Amanecía el 28 de noviembre de 1581. Una llamada apresurada a la campana del torno requería a la Madre para ir al locutorio.
Ella descorrió los velos negros de la grada. De repente, todo su ser se sintió como convulsionado por un impacto fortísimo al cruzar su mirada con la de aquel frailecillo santo que, años atrás, había penetrado en el camino de su vida después de un encuentro inolvidable en Medina del Campo. ¡Fray Juan de la Cruz!.
El Padre, señalado todavía por el recuerdo de jornadas amargas, enflaquecido y pálido, fijó sus ojos en la figura de la Fundadora, apenas adivinaba al otro lado de la reja en la penumbra de la estrecha habitación. Unos instantes de silencio, acaso velados por las lágrimas. La Madre sabía que debajo del áspero sayal recosido de su primer fraile descalzo, se escondían las señales indelebles de nueve meses de martirio. Los azotes descargados con varas sobre aquella carne inocente habían dejado cicatrices que le durarán hasta la muerte. Después, cuántas cosas... Viajes, fundaciones, visitas, también dulzuras mística inenarrables. Los dos sabían mucho de eso. Ambos reformadores poseían la experiencia de la cruz y de la gloria de Cristo. Los dos se podían comprender, más que nunca, con sólo una mirada. Pero hoy Fray Juan venía a algo más. No se trataba únicamente de recordar hazañas pretéritas que nunca volverían. Él requería la presencia de la fundadora para una nueva empresa: fundar un Carmelo en Granada.
La Madre bajó su cabeza, entre triste y decepcionada.
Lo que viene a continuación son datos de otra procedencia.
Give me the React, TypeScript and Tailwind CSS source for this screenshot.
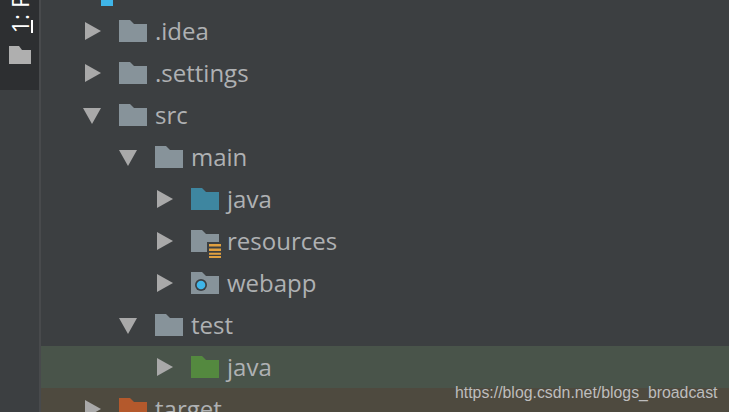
const F = "M0 0H11L15 4H28V22H0Z";
function Folder({ c }: { c: string }) {
  return <svg width="28" height="22" viewBox="0 0 28 22" className="block shrink-0"><path d={F} fill={c} /></svg>;
}
function Arrow({ open }: { open?: boolean }) {
  return (
    <svg width="18" height="18" viewBox="0 0 18 18" className="block shrink-0">
      {open ? <path d="M0 2H18L9 18Z" fill="#a9a9a9" /> : <path d="M2 0L18 9L2 18Z" fill="#a9a9a9" />}
    </svg>
  );
}
function Resource() {
  return (
    <svg width="28" height="22" viewBox="0 0 28 22" className="block shrink-0 overflow-visible">
      <path d="M0 0H11L15 4H28V12H16V22H0Z" fill="#87939a" />
      <path d="M18 14H30V16.500H18ZM18 18.500H30V21H18ZM18 22.700H30V24.700H18ZM18 26H30V28H18Z" fill="#e0a040" />
    </svg>
  );
}
function Web() {
  return (
    <svg width="28" height="22" viewBox="0 0 28 22" className="block shrink-0">
      <path d={F} fill="#87939a" />
      <circle cx="10" cy="13" r="6" fill="#3b3f43" />
      <circle cx="10" cy="13" r="4.300" fill="#3fb5e8" />
    </svg>
  );
}
const Row = ({ depth, open, icon, text, bg }: { depth: number; open?: boolean; icon: React.ReactNode; text: string; bg?: string }) => (
  <div className={`h-[42px] flex items-center ${bg ?? ""}`} style={{ paddingLeft: 42 + depth * 36 }}>
    <Arrow open={open} />
    <div className="ml-[18px]">{icon}</div>
    <span className="ml-2 text-[24px] leading-[42px] text-[#afb1b3]">{text}</span>
  </div>
);
export default function App() {
  return (
    <div className="relative w-[729px] h-[412px] overflow-hidden flex bg-[#3c3f41] font-['Open_Sans','Noto_Sans',sans-serif]">
      <div className="w-[39px] shrink-0 h-full">
        <div className="h-[90px] bg-[#2d2f31] relative overflow-hidden">
          <span className="absolute left-[9px] bottom-[57px] text-[23px] leading-[23px] text-white [writing-mode:vertical-rl] rotate-180 whitespace-nowrap">1: Project</span>
          <div className="absolute left-[31px] top-[20px] w-[2px] h-[13px] bg-white" />
          <div className="absolute left-[9px] top-[46px]">
            <svg width="22" height="18" viewBox="0 0 22 18" className="block"><path d="M0 0H10L13 4H22V18H0Z" fill="#afafaf" /></svg>
          </div>
        </div>
      </div>
      <div className="w-[2px] shrink-0 bg-[#484a4c]" />
      <div className="flex-1 min-w-0 -mt-[32px]">
        <div className="h-[42px] relative">
          <div className="absolute left-[60px] bottom-[4px] w-3 h-[22px] bg-[#3fb5e8]" />
        </div>
        <Row depth={0} icon={<Folder c="#87939a" />} text=".idea" />
        <Row depth={0} icon={<Folder c="#87939a" />} text=".settings" />
        <Row depth={0} open icon={<Folder c="#87939a" />} text="src" />
        <Row depth={1} open icon={<Folder c="#87939a" />} text="main" />
        <Row depth={2} icon={<Folder c="#3e86a0" />} text="java" />
        <Row depth={2} icon={<Resource />} text="resources" />
        <Row depth={2} icon={<Web />} text="webapp" />
        <Row depth={1} open icon={<Folder c="#87939a" />} text="test" />
        <Row depth={2} bg="bg-[#49544a]" icon={<Folder c="#54893f" />} text="java" />
        <Row depth={0} bg="bg-[#4e4a3f]" icon={<Folder c="#b4592c" />} text="target" />
      </div>
      <span className="absolute left-[455px] top-[384px] text-[15.85px] leading-[18px] text-[#bdbdbd] font-['Liberation_Sans',sans-serif]">https://blog.csdn.net/blogs_broadcast</span>
    </div>
  );
}
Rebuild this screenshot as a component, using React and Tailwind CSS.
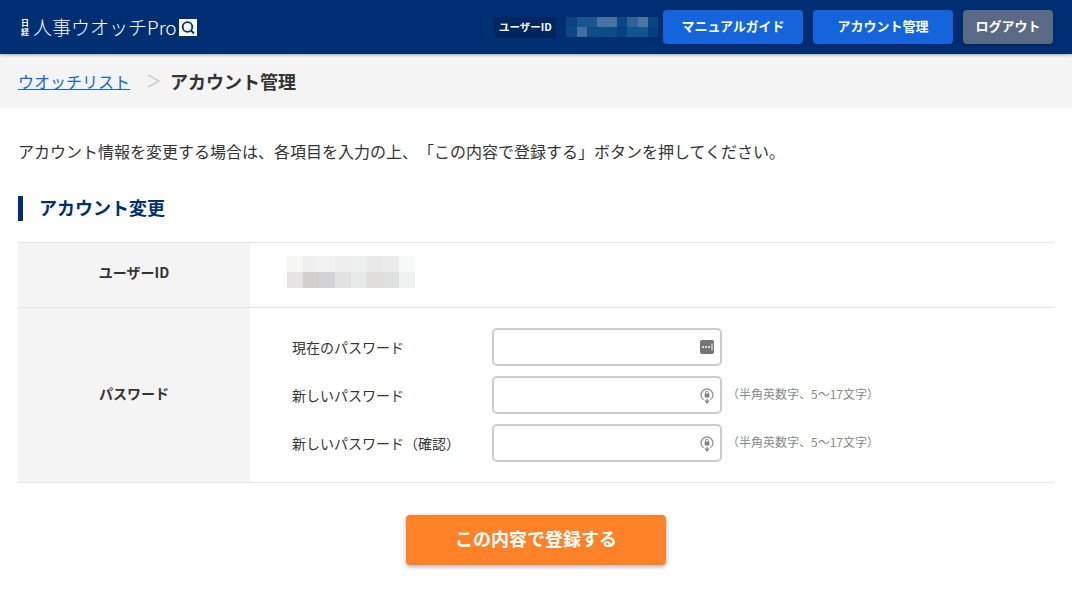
import React from 'react';

const FONT = "font-['Noto_Sans_CJK_JP','Noto_Sans',sans-serif]";

const headerCells = [
  'bg-[#0f4080]', 'bg-[#1a5590]', 'bg-[#1a5590]', 'bg-[#4673a3]', 'bg-[#4673a3]', 'bg-[#0c4784]', 'bg-[#2f6396]', 'bg-[#4a78a6]', 'bg-[#0b4580]',
  'bg-[#0c4784]', 'bg-[#3f6f9f]', 'bg-[#0e4d88]', 'bg-[#0e4d88]', 'bg-[#0c4a86]', 'bg-[#06427e]', 'bg-[#12548e]', 'bg-[#12548e]', 'bg-[#053f7b]',
];

const idCells = [
  'bg-[#f7f7f5]', 'bg-[#f0f0f0]', 'bg-[#f2f2f2]', 'bg-[#eeeeee]', 'bg-[#edf0ef]', 'bg-[#eae9ea]', 'bg-[#ebebeb]', 'bg-[#f7f9f8]',
  'bg-[#e5e3e4]', 'bg-[#d2cfcd]', 'bg-[#d3d3d7]', 'bg-[#e2e2e2]', 'bg-[#e6e9e8]', 'bg-[#dfdddb]', 'bg-[#dfe1e0]', 'bg-[#f0f2f1]',
];

function KeyIcon() {
  return (
    <svg width="14" height="14" viewBox="0 0 14 14">
      <rect width="14" height="14" rx="2" fill="#757575" />
      <circle cx="3" cy="7" r="1" fill="#fff" />
      <circle cx="6" cy="7" r="1" fill="#fff" />
      <circle cx="9" cy="7" r="1" fill="#fff" />
      <rect x="11.5" y="3.5" width="1" height="7" fill="#fff" />
    </svg>
  );
}

function LockIcon() {
  return (
    <svg width="14" height="17" viewBox="0 0 14 17" fill="none">
      <path d="M3.6 12.7A5.9 5.9 0 1 1 10.4 12.7" stroke="#999999" strokeWidth="1.4" />
      <path d="M7 12v3.6M5 13.4 7 16l2-2.6" stroke="#8a8a8a" strokeWidth="1.3" />
      <rect x="4.7" y="6.8" width="4.6" height="3.8" rx="0.8" fill="#808080" />
      <path d="M5.6 7V5.8a1.4 1.4 0 0 1 2.8 0V7" stroke="#808080" strokeWidth="0.9" />
    </svg>
  );
}

function Field({ label, hint, icon }) {
  return (
    <div className="flex items-center h-[38px]">
      <span className="w-[200px] text-[14px] text-[#333]">{label}</span>
      <div className="flex items-center justify-end w-[230px] h-[38px] pr-[6px] bg-white border-2 border-[#cccccc] rounded-[5px]">
        {icon}
      </div>
      {hint && <span className="ml-[5px] pb-[2px] text-[12px] text-[#888]">{hint}</span>}
    </div>
  );
}

export default function App() {
  return (
    <div className={`${FONT} w-[1072px] h-[592px] overflow-hidden bg-white text-[#333] [text-spacing-trim:space-all]`}>
      <header className="relative z-10 flex items-center h-[54px] pl-[21px] pr-[19px] bg-[#002e73] shadow-[0_1px_3px_rgba(0,0,0,0.3)]">
        <div className="flex items-center text-white">
          <span className="flex flex-col w-[9px] text-[8px] leading-[9px] font-bold">
            <span>日</span>
            <span>経</span>
          </span>
          <span className="ml-[3px] pb-[2px] text-[19px] font-light leading-none whitespace-nowrap">人事ウオッチPro</span>
          <svg className="ml-[2px]" width="18" height="17" viewBox="0 0 18 17">
            <rect width="18" height="17" fill="#fff" />
            <circle cx="8.5" cy="8" r="4.8" fill="none" stroke="#002e73" strokeWidth="1.8" />
            <path d="M12 11.5l3 3" stroke="#002e73" strokeWidth="1.8" />
          </svg>
        </div>
        <div className="ml-auto flex items-center">
          <span className="flex items-center justify-center w-[62px] h-[21px] rounded-[3px] bg-[#00265f] text-white text-[10.5px] font-bold">ユーザーID</span>
          <div className="ml-[10px] grid grid-cols-[repeat(9,10.2px)] auto-rows-[10px] mr-[5px]">
            {headerCells.map((c, i) => <div key={i} className={c} />)}
          </div>
          <button className="w-[140px] h-[34px] pb-[2px] rounded-[4px] bg-[#1464db] text-white text-[13px] font-bold shadow-[0_1px_3px_rgba(0,0,0,0.25)]">マニュアルガイド</button>
          <button className="ml-[10px] w-[140px] h-[34px] pb-[2px] rounded-[4px] bg-[#1464db] text-white text-[13px] font-bold shadow-[0_1px_3px_rgba(0,0,0,0.25)]">アカウント管理</button>
          <button className="ml-[10px] w-[90px] h-[34px] pb-[2px] rounded-[4px] bg-[#5a6a84] text-white text-[13px] font-bold shadow-[0_1px_3px_rgba(0,0,0,0.25)]">ログアウト</button>
        </div>
      </header>

      <nav className="flex items-center h-[54px] px-[18px] bg-[#f4f4f4]">
        <a className="text-[16px] text-[#1464db] underline">ウオッチリスト</a>
        <svg className="ml-[17px]" width="13" height="14" viewBox="0 0 13 14" fill="none">
          <path d="M1 1l11 6-11 6" stroke="#cccccc" strokeWidth="1.5" />
        </svg>
        <span className="ml-[10px] text-[18px] font-bold text-[#333]">アカウント管理</span>
      </nav>

      <main className="px-[18px]">
        <p className="mt-[31px] text-[16px] leading-[24px] whitespace-nowrap">
          アカウント情報を変更する場合は、各項目を入力の上、「この内容で登録する」ボタンを押してください。
        </p>
        <h2 className="mt-[33px] h-[25px] pl-[16px] border-l-[5px] border-[#002e73] text-[18px] font-bold leading-[23px] text-[#002e73]">アカウント変更</h2>

        <div className="mt-[21px] border-t border-b border-[#e5e5e5]">
          <div className="flex h-[65px] border-b border-[#e5e5e5]">
            <div className="flex items-center justify-center w-[232px] pb-[6px] bg-[#f4f4f4] text-[14px] font-bold">ユーザーID</div>
            <div className="flex items-center pl-[37px] pb-[6px]">
              <div className="grid grid-cols-[repeat(8,16px)] auto-rows-[16px]">
                {idCells.map((c, i) => <div key={i} className={c} />)}
              </div>
            </div>
          </div>
          <div className="flex h-[174px]">
            <div className="flex items-center justify-center w-[232px] pb-[4px] bg-[#f4f4f4] text-[14px] font-bold">パスワード</div>
            <div className="flex flex-col justify-center gap-[10px] pl-[42px]">
              <Field label="現在のパスワード" icon={<KeyIcon />} />
              <Field label="新しいパスワード" icon={<LockIcon />} hint="（半角英数字、5〜17文字）" />
              <Field label="新しいパスワード（確認）" icon={<LockIcon />} hint="（半角英数字、5〜17文字）" />
            </div>
          </div>
        </div>

        <div className="mt-[32px] flex justify-center">
          <button className="w-[260px] h-[50px] pb-[4px] rounded-[4px] bg-[#ff8228] text-white text-[18px] font-bold shadow-[0_2px_4px_rgba(0,0,0,0.3)]">この内容で登録する</button>
        </div>
      </main>
    </div>
  );
}
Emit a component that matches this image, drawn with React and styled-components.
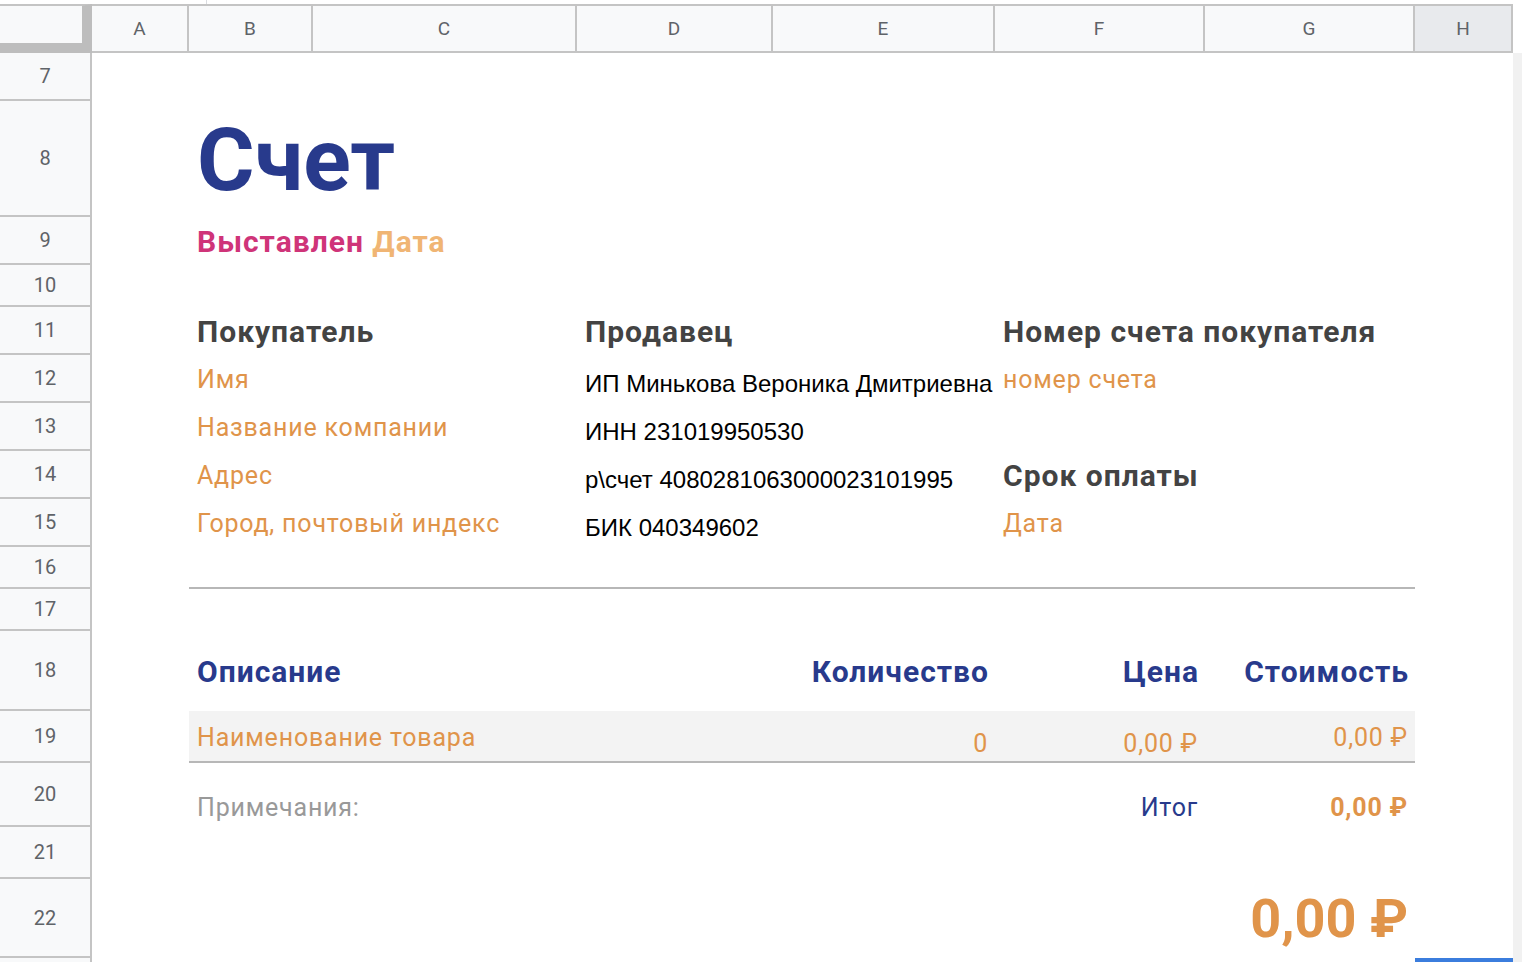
import React from "react";
import styled, { createGlobalStyle } from "styled-components";

const COLS = "92px 97px 124px 264px 196px 222px 210px 210px 98px 9px";
const COL = { A: 2, B: 3, C: 4, D: 5, E: 6, F: 7, G: 8, H: 9 };
const LETTERS = ["A", "B", "C", "D", "E", "F", "G", "H"];

const NAVY = "#283a8c";
const ORANGE = "#e0944a";

const GlobalStyle = createGlobalStyle`
  html, body {
    margin: 0;
    padding: 0;
    background: #fff;
  }
  body {
    font-family: Roboto, "Noto Sans", sans-serif;
    overflow: hidden;
  }
  * {
    box-sizing: border-box;
  }
`;

const Sheet = styled.div`
  width: 1522px;
  height: 962px;
  overflow: hidden;
  background: #fff;
`;

const TopStrip = styled.div`
  height: 4px;
  display: flex;
`;

const StripDivider = styled.div`
  margin-left: 206px;
  width: 1px;
  background: #dadce0;
`;

const HeaderRow = styled.div`
  display: grid;
  grid-template-columns: ${COLS};
  height: 49px;
`;

const Corner = styled.div`
  background: #f8f9fa;
  border-top: 2px solid #c4c4c4;
  border-right: 10px solid #bdbdbd;
  border-bottom: 10px solid #bdbdbd;
`;

const ColHead = styled.div`
  background: ${({ $selected }) => ($selected ? "#e8eaed" : "#f8f9fa")};
  border-top: 2px solid #c4c4c4;
  border-bottom: 2px solid #c4c4c4;
  border-right: 2px solid #c4c4c4;
  display: flex;
  align-items: center;
  justify-content: center;
  font-size: 19px;
  color: #5f6368;
`;

const HeadGutter = styled.div`
  background: #fff;
`;

const Row = styled.div`
  display: grid;
  grid-template-columns: ${COLS};
  grid-template-rows: ${({ $h }) => $h}px;
`;

const RowHead = styled.div`
  grid-column: 1;
  grid-row: 1;
  background: #f8f9fa;
  border-right: 2px solid #c4c4c4;
  border-bottom: 2px solid #c4c4c4;
  display: flex;
  align-items: center;
  justify-content: center;
  font-size: 20px;
  color: #5f6368;
`;

const Gutter = styled.div`
  grid-column: 10;
  grid-row: 1;
  background: #f1f1f1;
`;

const Band = styled.div`
  grid-column: 3 / 9;
  grid-row: 1;
  background: ${({ $shade }) => ($shade ? "#f3f3f3" : "transparent")};
  border-bottom: 2px solid #b7b7b7;
`;

const Cell = styled.div`
  grid-column: ${({ $col }) => $col};
  grid-row: 1;
  display: flex;
  align-items: ${({ $bottom }) => ($bottom ? "flex-end" : "center")};
  justify-content: ${({ $right }) => ($right ? "flex-end" : "flex-start")};
  padding: 0 7px ${({ $bottom }) => ($bottom ? 5 : 0)}px 8px;
  white-space: nowrap;
  min-width: 0;
`;

const Selection = styled.div`
  grid-column: 9;
  grid-row: 1;
  height: 4px;
  background: #3b7ddd;
`;

const Title = styled.span`
  font-size: 88px;
  font-weight: 700;
  color: ${NAVY};
`;

const Issued = styled.span`
  font-size: 30px;
  font-weight: 700;
  letter-spacing: 1px;
  color: #cf3479;
`;

const IssuedDate = styled.span`
  color: #f0b574;
`;

const Heading = styled.span`
  font-size: 30px;
  font-weight: 700;
  letter-spacing: 1px;
  color: #434343;
`;

const Field = styled.span`
  font-size: 25px;
  letter-spacing: 0.8px;
  color: ${ORANGE};
`;

const Seller = styled.span`
  font-family: "Liberation Sans", Arial, sans-serif;
  font-size: 24px;
  color: #000;
`;

const ColTitle = styled.span`
  font-size: 30px;
  font-weight: 700;
  letter-spacing: 1px;
  margin-right: -1px;
  color: ${NAVY};
`;

const Note = styled.span`
  font-size: 25px;
  letter-spacing: 0.8px;
  color: #999;
`;

const SumLabel = styled.span`
  font-size: 25px;
  letter-spacing: 0.8px;
  color: ${NAVY};
`;

const SumValue = styled.span`
  font-size: 25px;
  font-weight: 700;
  letter-spacing: 0.8px;
  color: ${ORANGE};
`;

const BigTotal = styled.span`
  font-size: 54px;
  font-weight: 700;
  color: ${ORANGE};
`;

function SheetRow({ n, h, children }) {
  return (
    <Row $h={h}>
      <RowHead>{n}</RowHead>
      {children}
      <Gutter />
    </Row>
  );
}

export default function App() {
  return (
    <Sheet>
      <GlobalStyle />
      <TopStrip>
        <StripDivider />
      </TopStrip>
      <HeaderRow>
        <Corner />
        {LETTERS.map((l) => (
          <ColHead key={l} $selected={l === "H"}>{l}</ColHead>
        ))}
        <HeadGutter />
      </HeaderRow>

      <SheetRow n={7} h={48} />
      <SheetRow n={8} h={116}>
        <Cell $col={COL.B}><Title>Счет</Title></Cell>
      </SheetRow>
      <SheetRow n={9} h={48}>
        <Cell $col={COL.B}>
          <Issued>Выставлен <IssuedDate>Дата</IssuedDate></Issued>
        </Cell>
      </SheetRow>
      <SheetRow n={10} h={42} />
      <SheetRow n={11} h={48}>
        <Cell $col={COL.B}><Heading>Покупатель</Heading></Cell>
        <Cell $col={COL.D}><Heading>Продавец</Heading></Cell>
        <Cell $col={COL.F}><Heading>Номер счета покупателя</Heading></Cell>
      </SheetRow>
      <SheetRow n={12} h={48}>
        <Cell $col={COL.B}><Field>Имя</Field></Cell>
        <Cell $col={COL.D} $bottom><Seller>ИП Минькова Вероника Дмитриевна</Seller></Cell>
        <Cell $col={COL.F}><Field>номер счета</Field></Cell>
      </SheetRow>
      <SheetRow n={13} h={48}>
        <Cell $col={COL.B}><Field>Название компании</Field></Cell>
        <Cell $col={COL.D} $bottom><Seller>ИНН 231019950530</Seller></Cell>
      </SheetRow>
      <SheetRow n={14} h={48}>
        <Cell $col={COL.B}><Field>Адрес</Field></Cell>
        <Cell $col={COL.D} $bottom><Seller>р\счет 4080281063000023101995</Seller></Cell>
        <Cell $col={COL.F}><Heading>Срок оплаты</Heading></Cell>
      </SheetRow>
      <SheetRow n={15} h={48}>
        <Cell $col={COL.B}><Field>Город, почтовый индекс</Field></Cell>
        <Cell $col={COL.D} $bottom><Seller>БИК 040349602</Seller></Cell>
        <Cell $col={COL.F}><Field>Дата</Field></Cell>
      </SheetRow>
      <SheetRow n={16} h={42}>
        <Band />
      </SheetRow>
      <SheetRow n={17} h={42} />
      <SheetRow n={18} h={80}>
        <Cell $col={COL.B}><ColTitle>Описание</ColTitle></Cell>
        <Cell $col={COL.E} $right><ColTitle>Количество</ColTitle></Cell>
        <Cell $col={COL.F} $right><ColTitle>Цена</ColTitle></Cell>
        <Cell $col={COL.G} $right><ColTitle>Стоимость</ColTitle></Cell>
      </SheetRow>
      <SheetRow n={19} h={52}>
        <Band $shade />
        <Cell $col={COL.B}><Field>Наименование товара</Field></Cell>
        <Cell $col={COL.E} $right $bottom><Field>0</Field></Cell>
        <Cell $col={COL.F} $right $bottom><Field>0,00 ₽</Field></Cell>
        <Cell $col={COL.G} $right><Field>0,00 ₽</Field></Cell>
      </SheetRow>
      <SheetRow n={20} h={64}>
        <Cell $col={COL.B} $bottom><Note>Примечания:</Note></Cell>
        <Cell $col={COL.F} $right $bottom><SumLabel>Итог</SumLabel></Cell>
        <Cell $col={COL.G} $right $bottom><SumValue>0,00 ₽</SumValue></Cell>
      </SheetRow>
      <SheetRow n={21} h={52} />
      <SheetRow n={22} h={79}>
        <Cell $col={COL.G} $right><BigTotal>0,00 ₽</BigTotal></Cell>
      </SheetRow>
      <SheetRow n="" h={10}>
        <Selection />
      </SheetRow>
    </Sheet>
  );
}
Imposible, Padre Fray Juan. Gracián la había comprometido para levantar otra casa de la Virgen en Burgos. En su lugar irían dos hermanas de las más valiosas de su comunidad: Maria de Cristo y Antonia del Espíritu Santo.
En carta al Padre Gracián comentaba al día siguiente:
-Hoy se han ido las monjas, que me ha dado harta pena y dejado mucha soledad.
(Cta. 406,1)
La anciana fundadora no se curaría jamás de sus achaques de amor. Detrás de esa escueta frase, cuantos desgarrones se escondían. Y no sólo por la despedida de sus monjas. Con ellas se iba, ya para siempre, de su lado, el dulce frailecico de Duruelo, Fray Juan de la Cruz.
(San José de Ávila, rinconcito de Dios, paraíso de su deleite. Monte Carmelo, 1998).